We attempt to read from S3 using `boto3` if credentials are available; otherwise the notebook falls back to `examples/demo_events.jsonl`.

In [None]:
import json
from pathlib import Path
import pandas as pd
import boto3
from botocore.exceptions import NoCredentialsError, ClientError

LOCAL = Path('examples/demo_events.jsonl')

def load_events_from_local(path: Path) -> pd.DataFrame:
    rows = [json.loads(l) for l in path.read_text(encoding='utf-8').splitlines() if l.strip()]
    return pd.DataFrame(rows)

def load_events_from_s3(bucket: str, prefix: str = '') -> pd.DataFrame:
    s3 = boto3.client('s3')
    objs = s3.list_objects_v2(Bucket=bucket, Prefix=prefix).get('Contents', [])
    rows = []
    for o in objs:
        key = o['Key']
        resp = s3.get_object(Bucket=bucket, Key=key)
        body = resp['Body'].read().decode('utf-8')
        for line in body.splitlines():
            if line.strip():
                rows.append(json.loads(line))
    return pd.DataFrame(rows)

# Try S3, else local
def load_events(bucket=None, prefix=None):
    if bucket:
        try:
            df = load_events_from_s3(bucket, prefix or '')
            print(f'Loaded {len(df)} events from s3://{bucket}/{prefix}')
            return df
        except (NoCredentialsError, ClientError) as e:
            print('S3 load failed, falling back to local demo:', e)
    if LOCAL.exists():
        df = load_events_from_local(LOCAL)
        print(f'Loaded {len(df)} events from {LOCAL}')
        return df
    raise RuntimeError('No events source available')

## 2) Compute simple KPIs
Load events and compute totals, per-kind counts, and median timestamp.

In [None]:
# Replace with your bucket/prefix if you want to try S3
bucket = None
prefix = None
df = load_events(bucket, prefix)

print('Total events:', len(df))
print(df['kind'].value_counts())
print('Median t_event_ms:', int(df['t_event_ms'].median()))

## 3) Minimal alignment placeholder
This notebook includes a minimal placeholder showing how to estimate an offset between video gate (app_open) and event timestamps.
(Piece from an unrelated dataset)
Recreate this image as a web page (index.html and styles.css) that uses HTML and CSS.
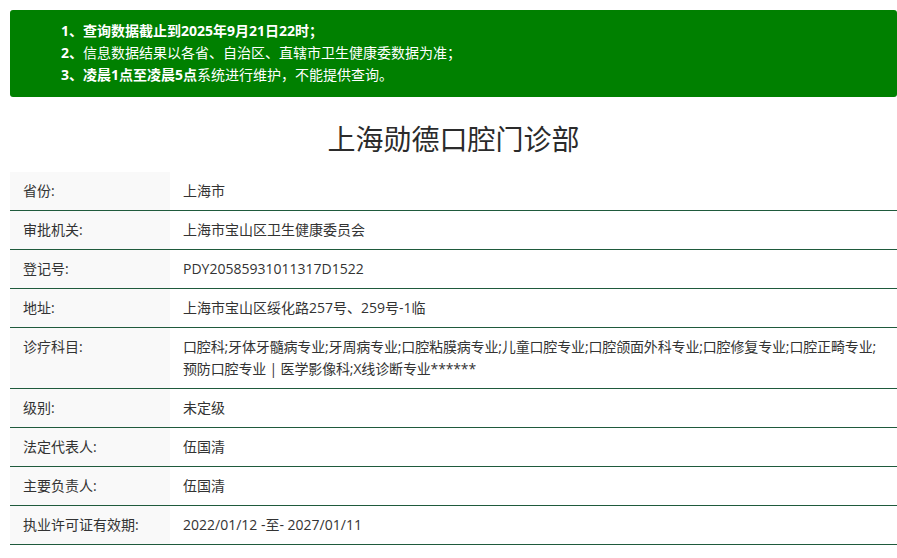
FILE: index.html
```html
<!DOCTYPE html>
<html lang="zh-CN">
<head>
<meta charset="utf-8">
<title>上海勋德口腔门诊部</title>
<link rel="stylesheet" href="styles.css">
</head>
<body>
<div class="page">
  <div class="notice">
    <ol class="notice-list">
      <li><b>1、查询数据截止到2025年9月21日22时；</b></li>
      <li><b>2、</b>信息数据结果以各省、自治区、直辖市卫生健康委数据为准；</li>
      <li><b>3、凌晨1点至凌晨5点</b>系统进行维护，不能提供查询。</li>
    </ol>
  </div>
  <h1 class="title">上海勋德口腔门诊部</h1>
  <div class="info">
    <div class="row"><div class="label">省份:</div><div class="value">上海市</div></div>
    <div class="row"><div class="label">审批机关:</div><div class="value">上海市宝山区卫生健康委员会</div></div>
    <div class="row"><div class="label">登记号:</div><div class="value">PDY20585931011317D1522</div></div>
    <div class="row"><div class="label">地址:</div><div class="value">上海市宝山区绥化路257号、259号-1临</div></div>
    <div class="row"><div class="label">诊疗科目:</div><div class="value"><span class="line">口腔科;牙体牙髓病专业;牙周病专业;口腔粘膜病专业;儿童口腔专业;口腔颌面外科专业;口腔修复专业;口腔正畸专业;</span><span class="line">预防口腔专业 | 医学影像科;X线诊断专业******</span></div></div>
    <div class="row"><div class="label">级别:</div><div class="value">未定级</div></div>
    <div class="row"><div class="label">法定代表人:</div><div class="value">伍国清</div></div>
    <div class="row"><div class="label">主要负责人:</div><div class="value">伍国清</div></div>
    <div class="row"><div class="label">执业许可证有效期:</div><div class="value">2022/01/12 -至- 2027/01/11</div></div>
  </div>
</div>
</body>
</html>
```

FILE: styles.css
```css
html, body {
  margin: 0;
  padding: 0;
  background: #fff;
}
body {
  font-family: "Open Sans", "Noto Sans CJK SC", sans-serif;
  color: #333;
  font-size: 14px;
}
.page {
  margin: 10px 0 0 10px;
}
.notice {
  background: #008000;
  border-radius: 3px;
  height: 87px;
  box-sizing: border-box;
  padding: 10px 0 0 51px;
  color: #fff;
}
.notice-list {
  list-style: none;
  margin: 0;
  padding: 0;
  line-height: 22px;
  font-size: 14px;
}
.notice-list b {
  font-weight: 700;
}
.title {
  margin: 0;
  height: 75px;
  display: flex;
  align-items: center;
  justify-content: center;
  font-size: 28px;
  font-weight: 400;
  color: #2b2b2b;
  padding-top: 6px;
  box-sizing: border-box;
}
.info {
  display: flex;
  flex-direction: column;
}
.row {
  display: flex;
  border-bottom: 1px solid #1f5a3c;
}
.label {
  width: 160px;
  flex: none;
  box-sizing: border-box;
  background: #f9f9f9;
  padding: 8px 13px;
  line-height: 22px;
}
.value {
  flex: 1;
  min-width: 0;
  padding: 8px 13px;
  line-height: 22px;
}
.line {
  display: block;
  white-space: nowrap;
  letter-spacing: -0.15px;
}
```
For full alignment use the library's `correlate/align.py` logic.

In [None]:
# Minimal example: assume app_open at video t=0 and find earliest session_start event
session_starts = df[df['kind'] == 'session_start']
if not session_starts.empty:
    first_event = int(session_starts['t_event_ms'].min())
    print('Earliest session_start t_event_ms =', first_event)
    print('Estimated offset (video->event):', first_event, 'ms')
else:
    print('No session_start events found in dataset')

## End-to-end notes
This notebook is intended as a quick, reproducible starting point for data teams. For production workflows, use the `s2e run` CLI and the adapters in `src/screen2events/events/`.